# GIVEN REQUEST
Everything from the first line of the data below through the line that contains "FaPlaneArrival, FaPlaneDeparture, FaSearch" should be written out exactly, please, and nothing more; the pictures stay out.

** BEGIN **

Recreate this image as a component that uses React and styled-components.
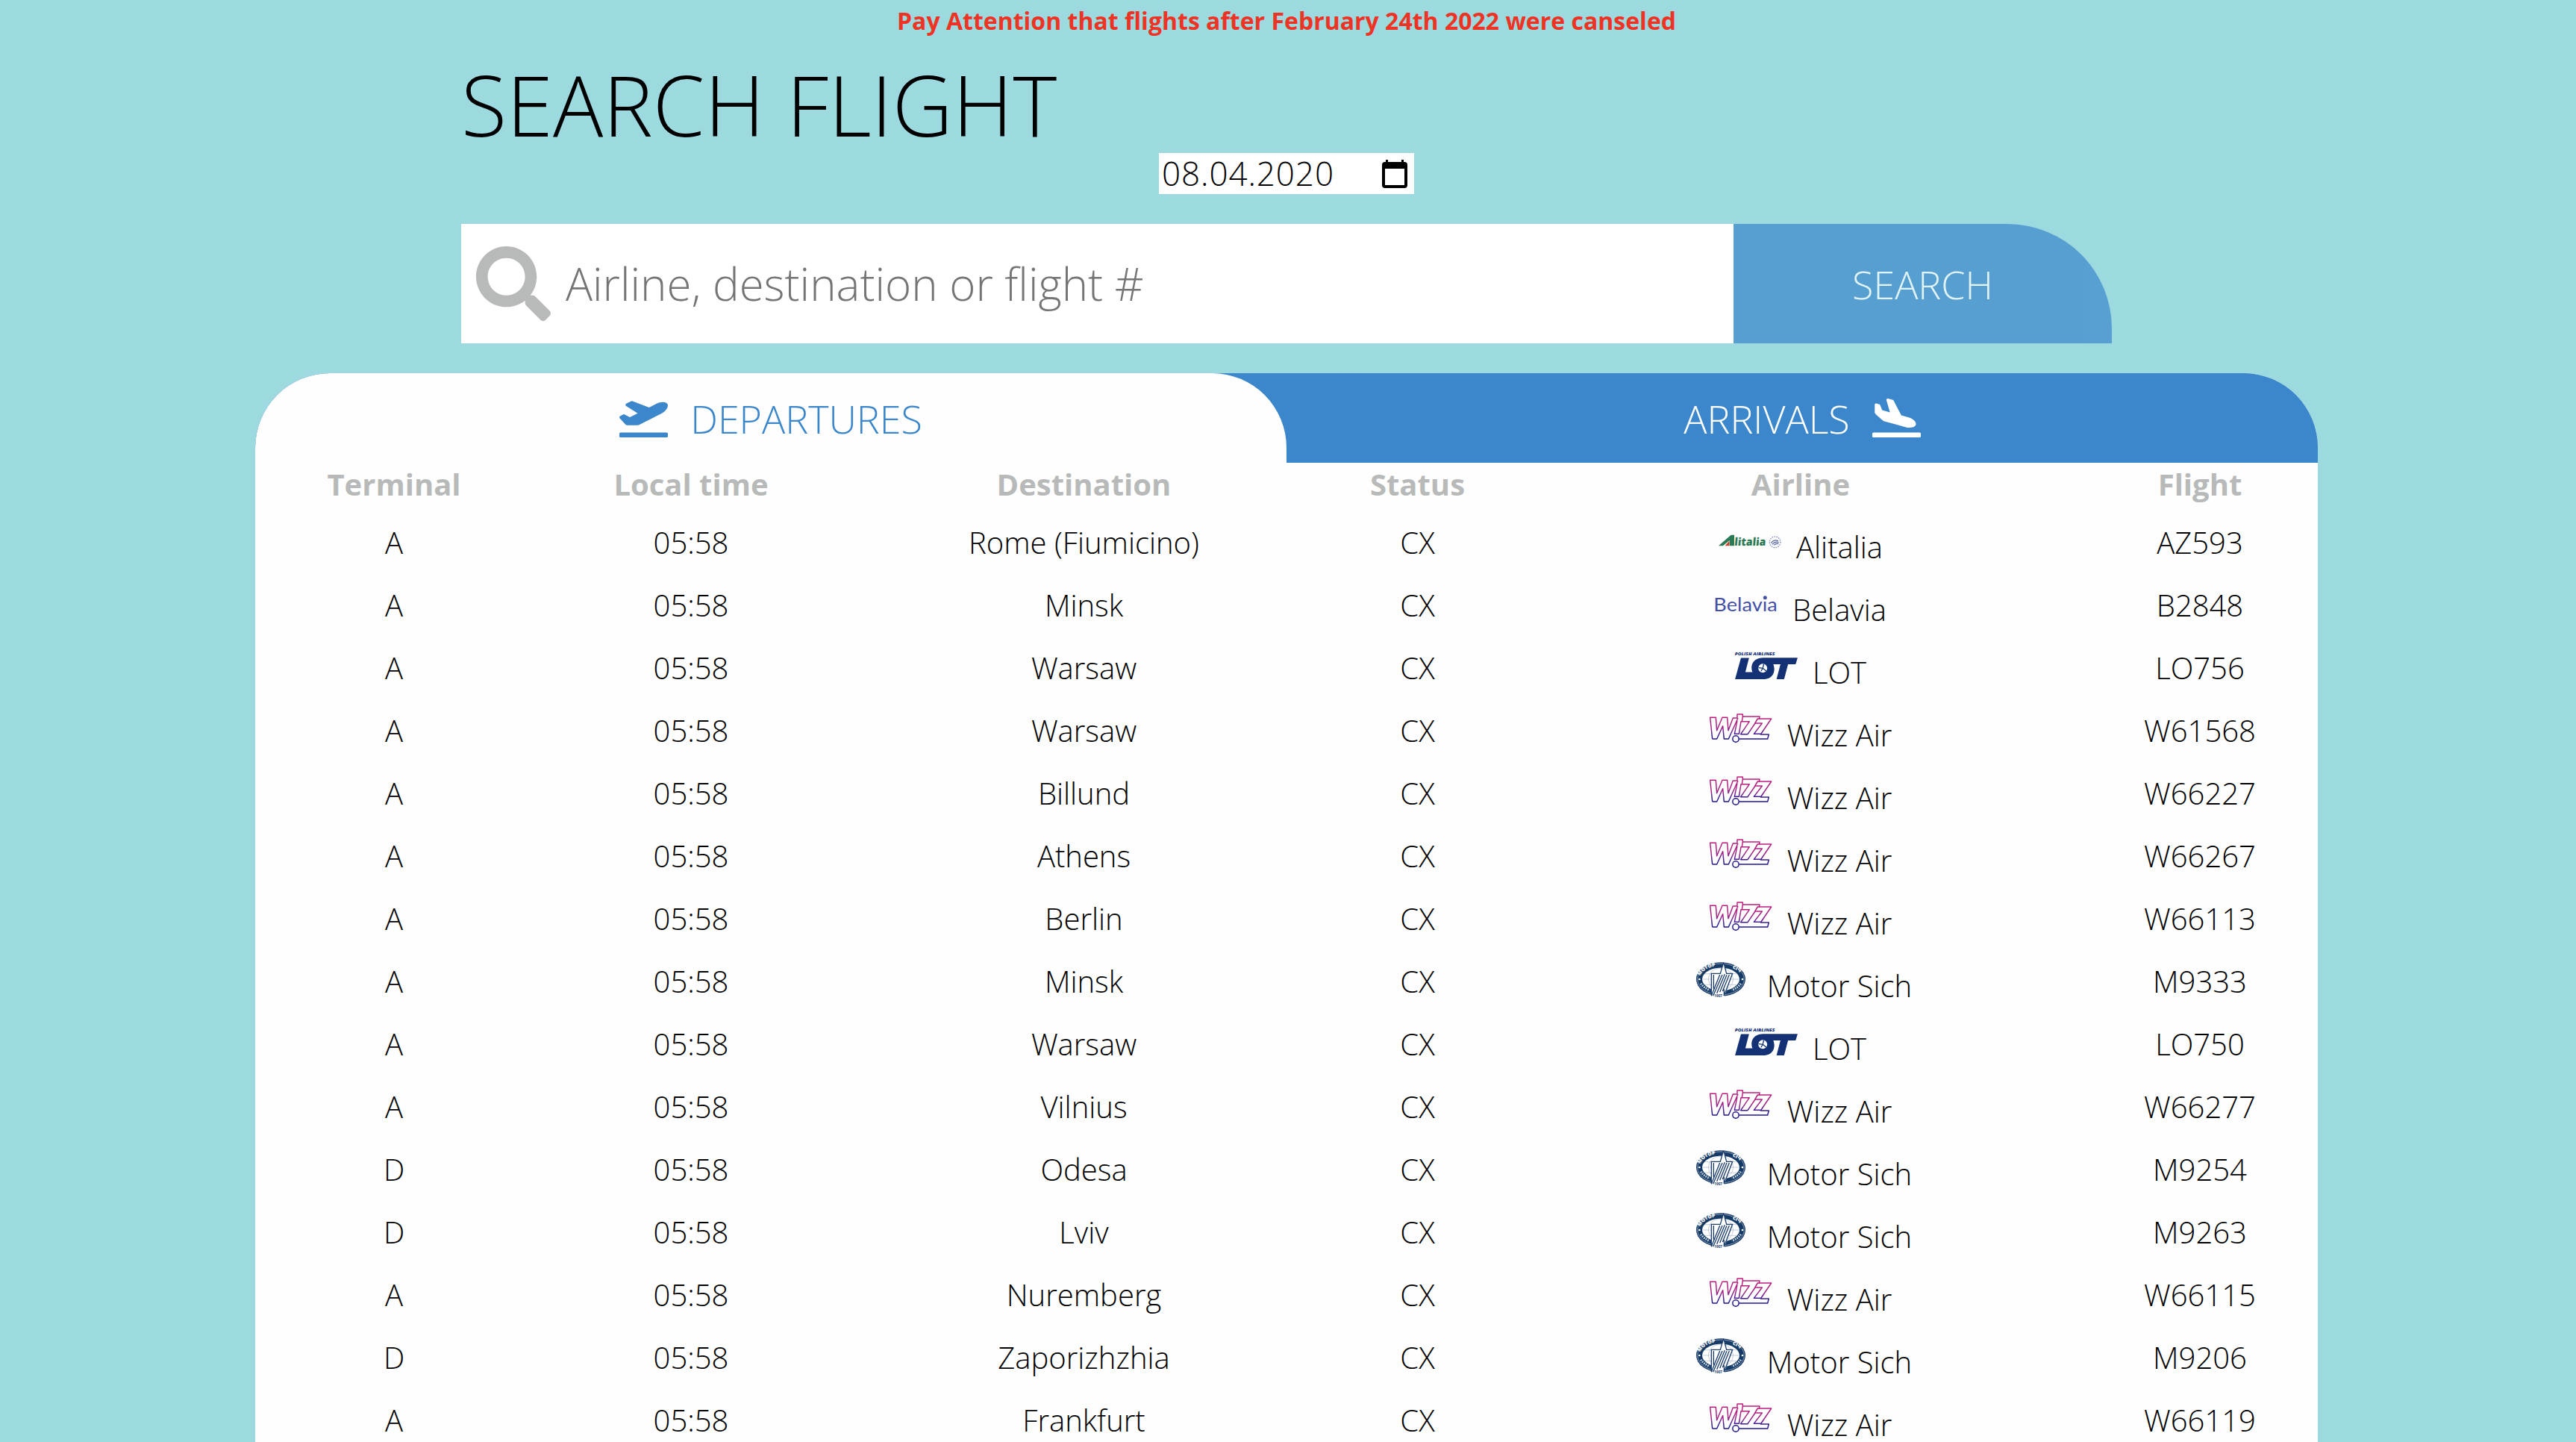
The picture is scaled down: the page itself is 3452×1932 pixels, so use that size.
import React from "react";
import styled, { createGlobalStyle } from "styled-components";
import { FaPlaneArrival, FaPlaneDeparture, FaSearch } from "react-icons/fa";

const GlobalStyle = createGlobalStyle`
  *, *::before, *::after { box-sizing: border-box; }
  body {
    margin: 0;
    background: #9ddae0;
    color: #000;
    font-family: "Open Sans", "Noto Sans", sans-serif;
    font-weight: 300;
  }
`;

const Page = styled.div`
  width: 3448px;
  height: 1932px;
  overflow: hidden;
  display: flex;
  flex-direction: column;
  align-items: center;
`;

const Notice = styled.p`
  margin: 0;
  padding-top: 6px;
  height: 66px;
  flex-shrink: 0;
  color: #ed3424;
  font-size: 32px;
  line-height: 44px;
  font-weight: 700;
  white-space: nowrap;
`;

const SearchSection = styled.section`
  width: 2212px;
  flex-shrink: 0;
  display: flex;
  flex-direction: column;
`;

const Title = styled.h1`
  margin: 0;
  height: 139px;
  font-size: 112px;
  line-height: 147px;
  font-weight: 300;
  white-space: nowrap;
`;

const DateField = styled.div`
  align-self: center;
  width: 342px;
  height: 55px;
  padding: 0 9px 0 4px;
  display: flex;
  align-items: center;
  justify-content: space-between;
  background: #fff;
  font-size: 44px;
  line-height: 55px;
`;

const DateText = styled.span`
  letter-spacing: 0.9px;
`;

const SearchForm = styled.form`
  margin: 40px 0;
  height: 160px;
  display: flex;
`;

const SearchBox = styled.label`
  flex: 1;
  padding-left: 20px;
  display: flex;
  align-items: center;
  gap: 20px;
  background: #fff;
  color: #b8bab9;
`;

const SearchInput = styled.input`
  flex: 1;
  min-width: 0;
  height: 100%;
  padding: 0;
  border: 0;
  outline: 0;
  background: transparent;
  font: 300 60px "Open Sans", sans-serif;
  color: #000;
  &::placeholder { color: #757575; opacity: 1; }
`;

const SearchButton = styled.button`
  width: 507px;
  padding: 0;
  border: 0;
  border-radius: 0 140px 0 0;
  background: #3c87cc;
  color: #fff;
  opacity: 0.7;
  font: 300 52px "Open Sans", sans-serif;
`;

const Board = styled.section`
  width: 2764px;
  flex: 1 0 auto;
  border-radius: 100px 100px 0 0;
  background: #fefefe;
`;

const Tabs = styled.nav`
  height: 120px;
  display: flex;
  border-radius: 100px 100px 0 0;
  overflow: hidden;
  background: #3c87cc;
`;

const Tab = styled.a`
  flex: 1;
  display: flex;
  align-items: center;
  justify-content: center;
  gap: 30px;
  border-radius: 100px 100px 0 0;
  background: ${(p) => (p.$active ? "#fefefe" : "#3c87cc")};
  color: ${(p) => (p.$active ? "#3c87cc" : "#fff")};
  font-size: 52px;
  line-height: 71px;
  svg { width: 65px; height: 52px; }
`;

const Row = styled.div`
  height: ${(p) => (p.$head ? 65 : 84)}px;
  padding: 0 2px 0 4px;
  display: grid;
  grid-template-columns: 364px 432px 621px 273px 754px 316px;
  align-items: center;
  justify-items: center;
  font-size: 40px;
  line-height: 54px;
  white-space: nowrap;
  ${(p) => p.$head && "padding-bottom: 8px; color: #b8bab9; font-weight: 700;"}
`;

const Carrier = styled.div`
  display: flex;
  align-items: center;
  gap: 20px;
  svg { display: block; margin-bottom: 7px; overflow: visible; }
`;

const CarrierName = styled.span`
  padding-top: 12px;
`;

const CalendarIcon = () => (
  <svg width="34" height="38" viewBox="0 0 34 38">
    <path d="M4 3H5V0H8V3H26V0H29V3H30Q34 3 34 7V34Q34 38 30 38H4Q0 38 0 34V7Q0 3 4 3ZM4 12V34H30V12Z" fillRule="evenodd" />
  </svg>
);

const AlitaliaLogo = () => (
  <svg width="84" height="48" viewBox="0 0 252 144">
    <path d="M0 94 50 50H63V94H44V72L18 94Z" fill="#2c7a55" />
    <path d="M26 94 43 74V94Z" fill="#c8402c" />
    <text x="62" y="94" fontFamily="Open Sans" fontSize="44" fontWeight="800" fill="#2c7a55" textLength="126" lengthAdjust="spacingAndGlyphs" transform="translate(9 0) skewX(-5)">litalia</text>
    <circle cx="227" cy="79" r="22" fill="none" stroke="#7885b5" strokeWidth="3.5" strokeDasharray="5 4" />
    <path d="M211 83Q223 67 240 74M215 88Q228 74 242 80M222 91Q232 83 241 86" fill="none" stroke="#5262a3" strokeWidth="3.5" />
  </svg>
);

const BelaviaLogo = () => (
  <svg width="84" height="48" viewBox="0 0 252 144">
    <text x="-5" y="104" fontFamily="Lato" fontSize="73" fontWeight="400" fill="#4450a5" textLength="256" lengthAdjust="spacingAndGlyphs">Belavıa</text>
    <circle cx="202" cy="50" r="7.5" fill="#4450a5" />
  </svg>
);

const LotLogo = () => (
  <svg width="84" height="48" viewBox="192 51 255 146" fill="#133174">
    <text x="191" y="81" fontFamily="Open Sans" fontSize="17" fontWeight="800" fontStyle="italic" textLength="163" lengthAdjust="spacingAndGlyphs">POLISH AIRLINES</text>
    <path d="M216 92H249L234 150H263C252 119 268 92 306 91H447L439 118H408L392 179H361L377 118H348C360 150 344 179 308 179H192Z" />
    <circle cx="305" cy="134" r="18" fill="#fff" />
    <path d="M305 134 309 117M305 134 289 132M305 134 319 145M305 134 298 146" stroke="#133174" strokeWidth="4" />
  </svg>
);

const WizzLogo = () => (
  <svg width="84" height="48" viewBox="92 304 252 144">
    <defs>
      <linearGradient id="wizz" gradientUnits="userSpaceOnUse" x1="0" y1="320" x2="0" y2="430">
        <stop offset="0" stopColor="#c41c7c" />
        <stop offset="0.5" stopColor="#a02486" />
        <stop offset="0.78" stopColor="#2a1c9c" />
        <stop offset="1" stopColor="#14128e" />
      </linearGradient>
    </defs>
    <g fill="none" stroke="url(#wizz)" strokeWidth="4.4" strokeLinejoin="round">
      <path d="M103 418 94 332H117L121 384 143 332H163L167 384 186 334H203V319H225V328H293L291 337H340L297 400H330L325 418H210" />
      <path d="M103 418H121L145 366 150 418H168L206 334" />
      <path d="M203 345 192 398H210L218 348H252L217 399H245L275 355H303L270 398H297" />
      <path d="M225 328 222 348M293 337H285L274 355" />
      <circle cx="197" cy="418" r="12.5" fill="#fff" />
    </g>
  </svg>
);

const MotorSichLogo = () => (
  <svg width="84" height="48" viewBox="66 48 252 144">
    <ellipse cx="192" cy="120" rx="99" ry="68" fill="#163a66" />
    <ellipse cx="192" cy="120" rx="94" ry="63" fill="none" stroke="#b9c6d6" strokeWidth="2" />
    <ellipse cx="192" cy="120" rx="75" ry="46" fill="#fff" />
    <g fill="none" stroke="#a9b7c9" strokeWidth="2">
      <ellipse cx="192" cy="120" rx="50" ry="45" />
      <path d="M118 120H266M128 98H256M128 142H256" />
    </g>
    <path id="motorTop" d="M108 107Q132 66 180 69" fill="none" />
    <path id="sichTop" d="M238 76Q268 86 278 108" fill="none" />
    <g fontFamily="Open Sans" fontSize="20" fontWeight="800" fill="#fff">
      <text textLength="76"><textPath href="#motorTop">МОТОР</textPath></text>
      <text><textPath href="#sichTop">СІЧ</textPath></text>
    </g>
    <circle cx="106" cy="120" r="4" fill="#fff" />
    <circle cx="279" cy="120" r="4" fill="#fff" />
    <path d="M112 137Q122 154 148 164M272 137Q262 154 236 164" fill="none" stroke="#c4d0de" strokeWidth="9" strokeDasharray="5 4" />
    <path d="M204 48 215 98H241L205 191H176L155 191 153 98H191Z" fill="#fff" />
    <path d="M203 52 190 97H154V187L188 102M203 52 215 97H239L205 186V160M163 102V160M161 187 198 102M176 176 208 100M216 102 188 172M226 102 199 168" fill="none" stroke="#1d3f6e" strokeWidth="4" />
    <text x="166" y="191" fontFamily="Open Sans" fontSize="14" fontWeight="700" fill="#163a66">1907</text>
  </svg>
);

const carriers = {
  "Alitalia": AlitaliaLogo,
  "Belavia": BelaviaLogo,
  "LOT": LotLogo,
  "Wizz Air": WizzLogo,
  "Motor Sich": MotorSichLogo,
};

const flights = [
  ["A", "Rome (Fiumicino)", "Alitalia", "AZ593"],
  ["A", "Minsk", "Belavia", "B2848"],
  ["A", "Warsaw", "LOT", "LO756"],
  ["A", "Warsaw", "Wizz Air", "W61568"],
  ["A", "Billund", "Wizz Air", "W66227"],
  ["A", "Athens", "Wizz Air", "W66267"],
  ["A", "Berlin", "Wizz Air", "W66113"],
  ["A", "Minsk", "Motor Sich", "M9333"],
  ["A", "Warsaw", "LOT", "LO750"],
  ["A", "Vilnius", "Wizz Air", "W66277"],
  ["D", "Odesa", "Motor Sich", "M9254"],
  ["D", "Lviv", "Motor Sich", "M9263"],
  ["A", "Nuremberg", "Wizz Air", "W66115"],
  ["D", "Zaporizhzhia", "Motor Sich", "M9206"],
  ["A", "Frankfurt", "Wizz Air", "W66119"],
];

const headings = ["Terminal", "Local time", "Destination", "Status", "Airline", "Flight"];

function FlightRow({ terminal, destination, airline, number }) {
  const Logo = carriers[airline];
  return (
    <Row>
      <span>{terminal}</span>
      <span>05:58</span>
      <span>{destination}</span>
      <span>CX</span>
      <Carrier>
        <Logo />
        <CarrierName>{airline}</CarrierName>
      </Carrier>
      <span>{number}</span>
    </Row>
  );
}

export default function App() {
  return (
    <>
      <GlobalStyle />
      <Page>
        <Notice>Pay Attention that flights after February 24th 2022 were canseled</Notice>
        <SearchSection>
          <Title>SEARCH FLIGHT</Title>
          <DateField>
            <DateText>08.04.2020</DateText>
            <CalendarIcon />
          </DateField>
          <SearchForm>
            <SearchBox>
              <FaSearch size={100} />
              <SearchInput placeholder="Airline, destination or flight #" />
            </SearchBox>
            <SearchButton type="button">SEARCH</SearchButton>
          </SearchForm>
        </SearchSection>
        <Board>
          <Tabs>
            <Tab $active>
              <FaPlaneDeparture />
              DEPARTURES
            </Tab>
            <Tab>
              ARRIVALS
              <FaPlaneArrival />
            </Tab>
          </Tabs>
          <Row $head>
            {headings.map((h) => (
              <span key={h}>{h}</span>
            ))}
          </Row>
          {flights.map(([terminal, destination, airline, number]) => (
            <FlightRow
              key={number}
              terminal={terminal}
              destination={destination}
              airline={airline}
              number={number}
            />
          ))}
        </Board>
      </Page>
    </>
  );
}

** END **

# TASK RESPONSE
Recreate this image as a component that uses React and styled-components.
The picture is scaled down: the page itself is 3452×1932 pixels, so use that size.
import React from "react";
import styled, { createGlobalStyle } from "styled-components";
import { FaPlaneArrival, FaPlaneDeparture, FaSearch } from "react-icons/fa";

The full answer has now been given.